Jak przypomina "Financial Times", Polska od dawna uważa bliskie więzi z USA za kluczowy element obrony przed odradzającym się ambicjami Kremla. Podczas prezydentury Donalda Trumpa, z którym Duda nawiązał bliskie relacje, Warszawa podpisała wielomiliardowe umowy na zakup amerykańskiego sprzętu wojskowego, a Trump zapowiedział przeniesienie do Polski dodatkowego tysiąca żołnierzy oraz wysuniętego dowództwa V Korpusu USA.
Gazeta wskazuje, że początkowe relacje z administracją Joe Bidena były mniej wylewne.
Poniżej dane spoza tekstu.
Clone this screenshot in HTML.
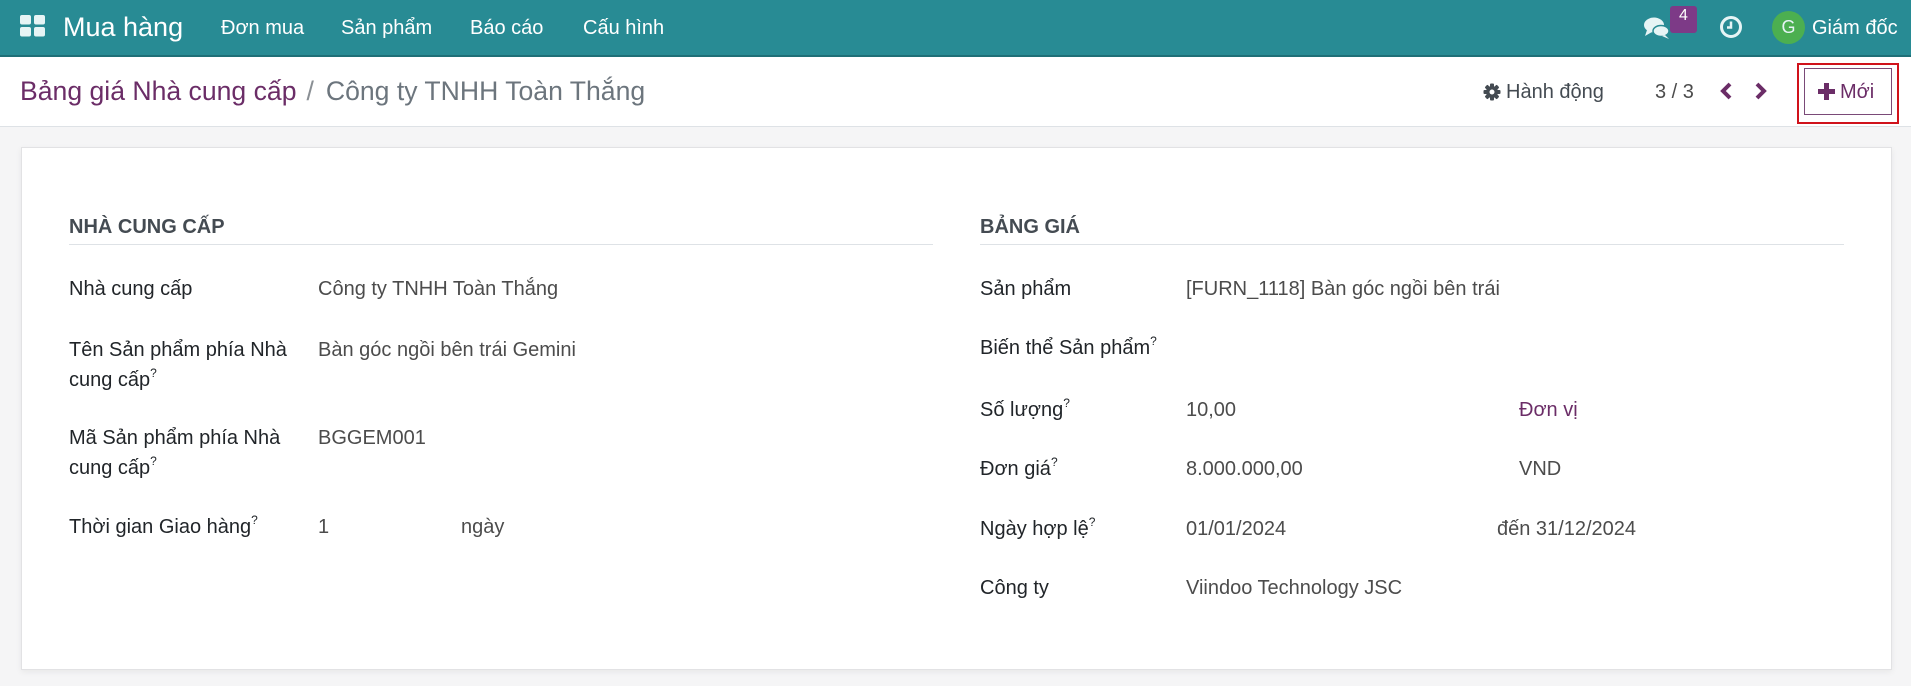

Podczas kampanii wyborczej Biden, mówiąc o "wzroście reżimów totalitarnych na świecie", wymienił Polskę obok Białorusi, z kolei Duda, w przeciwieństwie do innych europejskich przywódców, nie pogratulował Bidenowi zwycięstwa, dopóki nie zostało ono potwierdzone przez kolegium wyborcze, sześć tygodni po wyborach.
W rozmowie z gazetą Andrzej Duda argumentował, że relacje między Warszawą a Waszyngtonem są "zbyt ważne", by uzależniać je od pojedynczej "uwagi czy gestu", a składanie gratulacji na podstawie decyzji mediów o ogłoszeniu wyników byłoby "przedwczesne". Prezydent powiedział, że "ma nadzieję, iż bliskie relacje między USA a Polską będą trwać pod rządami nowej administracji, a Biden będzie kontynuować politykę zaangażowania w Europie Środkowej".
Duda zaznaczył, że za rządów Baracka Obamy - prezydenta z Partii Demokratycznej, tak jak Biden - USA wzmocniły obecność wojskową w Polsce i powiedział, że będzie "starać się" przekonać nowego prezydenta do dalszego zwiększenia amerykańskiego kontyngentu wojskowego w Polsce, argumentując, że byłoby to "w interesie NATO".
- Byłbym szczęśliwy, gdyby obecność USA była dalej zwiększana i byłbym szczęśliwy, gdyby armia amerykańska przeniosła do Polski jeszcze więcej swojej infrastruktury niż do tej pory - powiedział. - Jesteśmy gotowi przyjąć tutaj armię amerykańską i stworzyć jej niezbędne warunki do stacjonowania - dodał prezydent Duda.